[Stored entries]
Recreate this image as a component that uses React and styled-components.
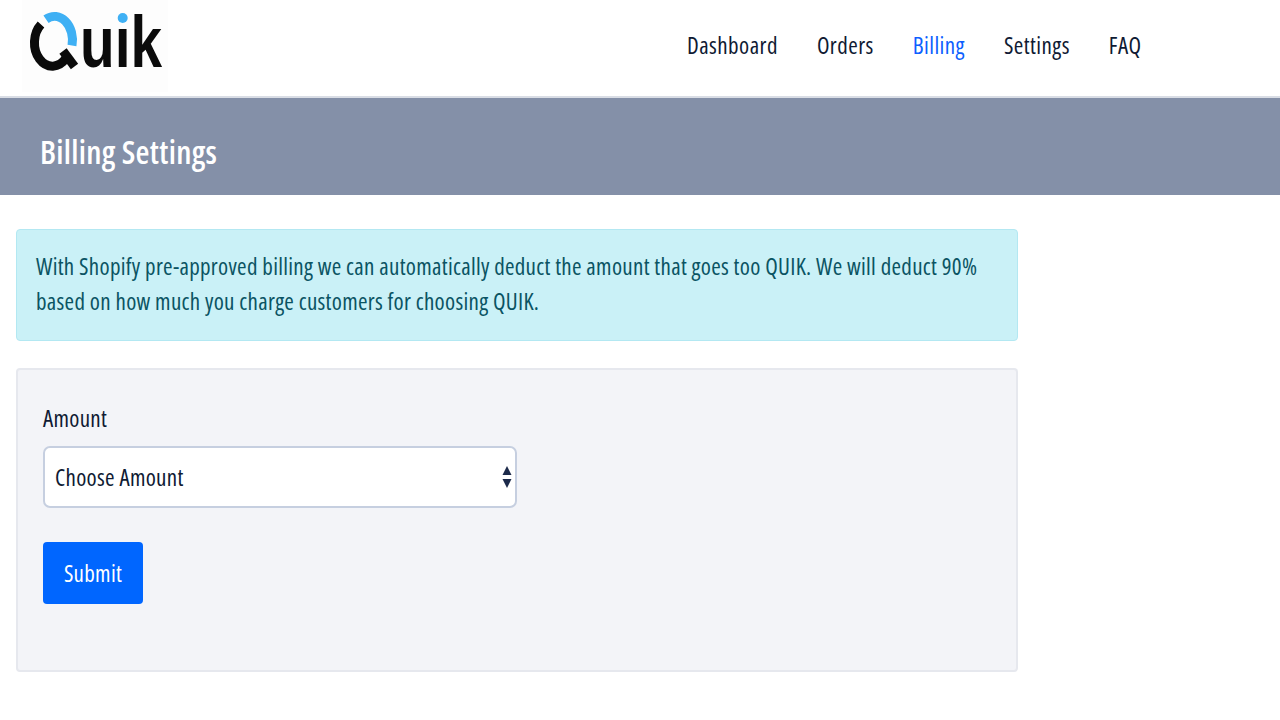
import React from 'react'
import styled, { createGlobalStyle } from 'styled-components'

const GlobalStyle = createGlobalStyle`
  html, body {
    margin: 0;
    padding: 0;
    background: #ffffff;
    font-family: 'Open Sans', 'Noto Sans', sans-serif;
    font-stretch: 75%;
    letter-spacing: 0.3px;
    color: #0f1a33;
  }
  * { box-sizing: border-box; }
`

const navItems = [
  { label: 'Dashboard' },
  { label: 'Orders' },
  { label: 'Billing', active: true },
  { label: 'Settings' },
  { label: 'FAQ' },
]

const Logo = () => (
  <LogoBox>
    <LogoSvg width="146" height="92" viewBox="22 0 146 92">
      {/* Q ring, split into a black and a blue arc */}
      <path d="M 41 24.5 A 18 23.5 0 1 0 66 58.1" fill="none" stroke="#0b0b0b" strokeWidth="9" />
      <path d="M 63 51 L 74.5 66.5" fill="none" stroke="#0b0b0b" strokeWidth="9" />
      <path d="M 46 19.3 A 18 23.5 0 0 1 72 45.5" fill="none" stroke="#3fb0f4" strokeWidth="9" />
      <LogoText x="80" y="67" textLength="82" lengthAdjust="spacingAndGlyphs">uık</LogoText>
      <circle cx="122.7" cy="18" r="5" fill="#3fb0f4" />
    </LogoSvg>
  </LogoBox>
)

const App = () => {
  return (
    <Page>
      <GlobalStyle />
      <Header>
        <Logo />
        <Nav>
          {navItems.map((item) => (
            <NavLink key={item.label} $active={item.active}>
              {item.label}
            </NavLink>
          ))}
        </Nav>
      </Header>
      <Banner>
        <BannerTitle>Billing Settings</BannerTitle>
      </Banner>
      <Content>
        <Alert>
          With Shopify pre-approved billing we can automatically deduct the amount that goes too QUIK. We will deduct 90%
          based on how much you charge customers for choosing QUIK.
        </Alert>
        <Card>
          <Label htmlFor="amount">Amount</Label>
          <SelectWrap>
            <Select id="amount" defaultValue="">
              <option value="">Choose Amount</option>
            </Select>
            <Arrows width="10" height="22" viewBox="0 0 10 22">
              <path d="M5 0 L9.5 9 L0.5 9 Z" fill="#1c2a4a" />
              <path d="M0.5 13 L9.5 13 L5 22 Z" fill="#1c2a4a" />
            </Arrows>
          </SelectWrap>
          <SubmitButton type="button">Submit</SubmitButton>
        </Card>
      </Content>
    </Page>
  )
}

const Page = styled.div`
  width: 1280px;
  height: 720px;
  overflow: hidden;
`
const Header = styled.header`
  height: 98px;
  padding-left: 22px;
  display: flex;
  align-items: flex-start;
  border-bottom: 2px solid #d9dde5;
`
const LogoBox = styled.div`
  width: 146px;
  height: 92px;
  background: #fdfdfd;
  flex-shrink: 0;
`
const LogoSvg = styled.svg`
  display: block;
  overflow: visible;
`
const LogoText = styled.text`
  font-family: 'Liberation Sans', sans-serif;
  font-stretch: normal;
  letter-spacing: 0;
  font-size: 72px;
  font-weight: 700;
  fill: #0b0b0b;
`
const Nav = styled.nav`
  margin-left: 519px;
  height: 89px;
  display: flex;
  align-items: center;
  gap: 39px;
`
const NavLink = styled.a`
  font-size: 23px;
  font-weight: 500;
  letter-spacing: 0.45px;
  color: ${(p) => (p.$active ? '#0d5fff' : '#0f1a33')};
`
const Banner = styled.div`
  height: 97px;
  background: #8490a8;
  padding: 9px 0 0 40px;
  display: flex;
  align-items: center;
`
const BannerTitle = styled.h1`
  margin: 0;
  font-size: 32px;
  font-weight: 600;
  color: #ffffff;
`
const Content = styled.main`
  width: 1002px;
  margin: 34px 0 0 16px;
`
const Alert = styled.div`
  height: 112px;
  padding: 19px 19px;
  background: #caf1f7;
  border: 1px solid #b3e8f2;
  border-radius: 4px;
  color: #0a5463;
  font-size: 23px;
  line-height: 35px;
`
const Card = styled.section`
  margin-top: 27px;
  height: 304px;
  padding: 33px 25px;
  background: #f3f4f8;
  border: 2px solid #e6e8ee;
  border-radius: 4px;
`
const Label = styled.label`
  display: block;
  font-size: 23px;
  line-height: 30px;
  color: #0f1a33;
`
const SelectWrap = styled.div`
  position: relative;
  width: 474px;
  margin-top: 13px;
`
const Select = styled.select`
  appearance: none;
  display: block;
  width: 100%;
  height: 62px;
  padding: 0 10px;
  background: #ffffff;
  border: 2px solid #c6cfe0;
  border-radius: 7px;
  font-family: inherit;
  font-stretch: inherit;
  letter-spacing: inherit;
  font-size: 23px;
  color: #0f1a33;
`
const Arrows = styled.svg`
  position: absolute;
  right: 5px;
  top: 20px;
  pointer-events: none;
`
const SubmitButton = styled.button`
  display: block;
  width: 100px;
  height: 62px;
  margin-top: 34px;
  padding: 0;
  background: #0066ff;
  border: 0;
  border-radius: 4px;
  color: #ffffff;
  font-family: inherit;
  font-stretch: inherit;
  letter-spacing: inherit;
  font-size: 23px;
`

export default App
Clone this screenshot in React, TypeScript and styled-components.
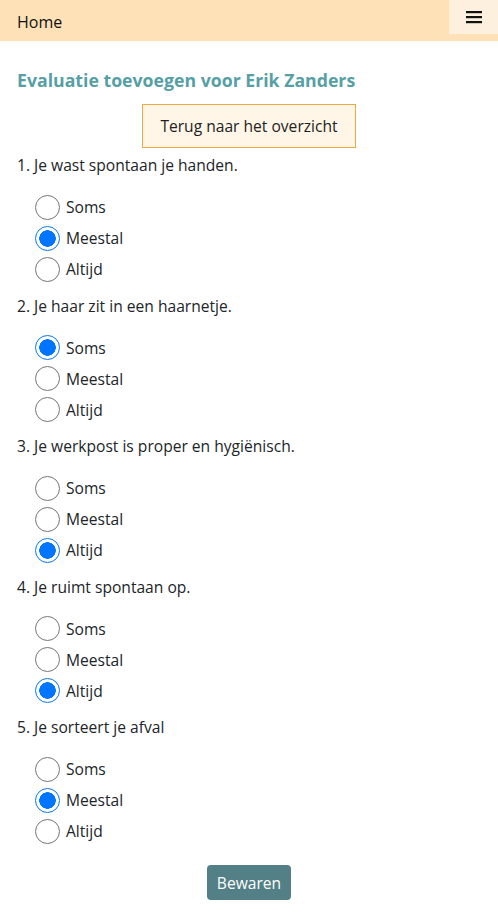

## Directive
Pictures in the records above are not copied; print everything else exactly.

## Reply
Recreate this image as a component that uses React and styled-components.
import React from 'react'
import styled, { createGlobalStyle } from 'styled-components'

const GlobalStyle = createGlobalStyle`
  html, body {
    margin: 0;
    padding: 0;
    background: #ffffff;
    font-family: 'Open Sans', 'Noto Sans', sans-serif;
    font-stretch: 75%;
    letter-spacing: 0.3px;
    color: #0f1a33;
  }
  * { box-sizing: border-box; }
`

const navItems = [
  { label: 'Dashboard' },
  { label: 'Orders' },
  { label: 'Billing', active: true },
  { label: 'Settings' },
  { label: 'FAQ' },
]

const Logo = () => (
  <LogoBox>
    <LogoSvg width="146" height="92" viewBox="22 0 146 92">
      {/* Q ring, split into a black and a blue arc */}
      <path d="M 41 24.5 A 18 23.5 0 1 0 66 58.1" fill="none" stroke="#0b0b0b" strokeWidth="9" />
      <path d="M 63 51 L 74.5 66.5" fill="none" stroke="#0b0b0b" strokeWidth="9" />
      <path d="M 46 19.3 A 18 23.5 0 0 1 72 45.5" fill="none" stroke="#3fb0f4" strokeWidth="9" />
      <LogoText x="80" y="67" textLength="82" lengthAdjust="spacingAndGlyphs">uık</LogoText>
      <circle cx="122.7" cy="18" r="5" fill="#3fb0f4" />
    </LogoSvg>
  </LogoBox>
)

const App = () => {
  return (
    <Page>
      <GlobalStyle />
      <Header>
        <Logo />
        <Nav>
          {navItems.map((item) => (
            <NavLink key={item.label} $active={item.active}>
              {item.label}
            </NavLink>
          ))}
        </Nav>
      </Header>
      <Banner>
        <BannerTitle>Billing Settings</BannerTitle>
      </Banner>
      <Content>
        <Alert>
          With Shopify pre-approved billing we can automatically deduct the amount that goes too QUIK. We will deduct 90%
          based on how much you charge customers for choosing QUIK.
        </Alert>
        <Card>
          <Label htmlFor="amount">Amount</Label>
          <SelectWrap>
            <Select id="amount" defaultValue="">
              <option value="">Choose Amount</option>
            </Select>
            <Arrows width="10" height="22" viewBox="0 0 10 22">
              <path d="M5 0 L9.5 9 L0.5 9 Z" fill="#1c2a4a" />
              <path d="M0.5 13 L9.5 13 L5 22 Z" fill="#1c2a4a" />
            </Arrows>
          </SelectWrap>
          <SubmitButton type="button">Submit</SubmitButton>
        </Card>
      </Content>
    </Page>
  )
}

const Page = styled.div`
  width: 1280px;
  height: 720px;
  overflow: hidden;
`
const Header = styled.header`
  height: 98px;
  padding-left: 22px;
  display: flex;
  align-items: flex-start;
  border-bottom: 2px solid #d9dde5;
`
const LogoBox = styled.div`
  width: 146px;
  height: 92px;
  background: #fdfdfd;
  flex-shrink: 0;
`
const LogoSvg = styled.svg`
  display: block;
  overflow: visible;
`
const LogoText = styled.text`
  font-family: 'Liberation Sans', sans-serif;
  font-stretch: normal;
  letter-spacing: 0;
  font-size: 72px;
  font-weight: 700;
  fill: #0b0b0b;
`
const Nav = styled.nav`
  margin-left: 519px;
  height: 89px;
  display: flex;
  align-items: center;
  gap: 39px;
`
const NavLink = styled.a`
  font-size: 23px;
  font-weight: 500;
  letter-spacing: 0.45px;
  color: ${(p) => (p.$active ? '#0d5fff' : '#0f1a33')};
`
const Banner = styled.div`
  height: 97px;
  background: #8490a8;
  padding: 9px 0 0 40px;
  display: flex;
  align-items: center;
`
const BannerTitle = styled.h1`
  margin: 0;
  font-size: 32px;
  font-weight: 600;
  color: #ffffff;
`
const Content = styled.main`
  width: 1002px;
  margin: 34px 0 0 16px;
`
const Alert = styled.div`
  height: 112px;
  padding: 19px 19px;
  background: #caf1f7;
  border: 1px solid #b3e8f2;
  border-radius: 4px;
  color: #0a5463;
  font-size: 23px;
  line-height: 35px;
`
const Card = styled.section`
  margin-top: 27px;
  height: 304px;
  padding: 33px 25px;
  background: #f3f4f8;
  border: 2px solid #e6e8ee;
  border-radius: 4px;
`
const Label = styled.label`
  display: block;
  font-size: 23px;
  line-height: 30px;
  color: #0f1a33;
`
const SelectWrap = styled.div`
  position: relative;
  width: 474px;
  margin-top: 13px;
`
const Select = styled.select`
  appearance: none;
  display: block;
  width: 100%;
  height: 62px;
  padding: 0 10px;
  background: #ffffff;
  border: 2px solid #c6cfe0;
  border-radius: 7px;
  font-family: inherit;
  font-stretch: inherit;
  letter-spacing: inherit;
  font-size: 23px;
  color: #0f1a33;
`
const Arrows = styled.svg`
  position: absolute;
  right: 5px;
  top: 20px;
  pointer-events: none;
`
const SubmitButton = styled.button`
  display: block;
  width: 100px;
  height: 62px;
  margin-top: 34px;
  padding: 0;
  background: #0066ff;
  border: 0;
  border-radius: 4px;
  color: #ffffff;
  font-family: inherit;
  font-stretch: inherit;
  letter-spacing: inherit;
  font-size: 23px;
`

export default App
Clone this screenshot in React, TypeScript and styled-components.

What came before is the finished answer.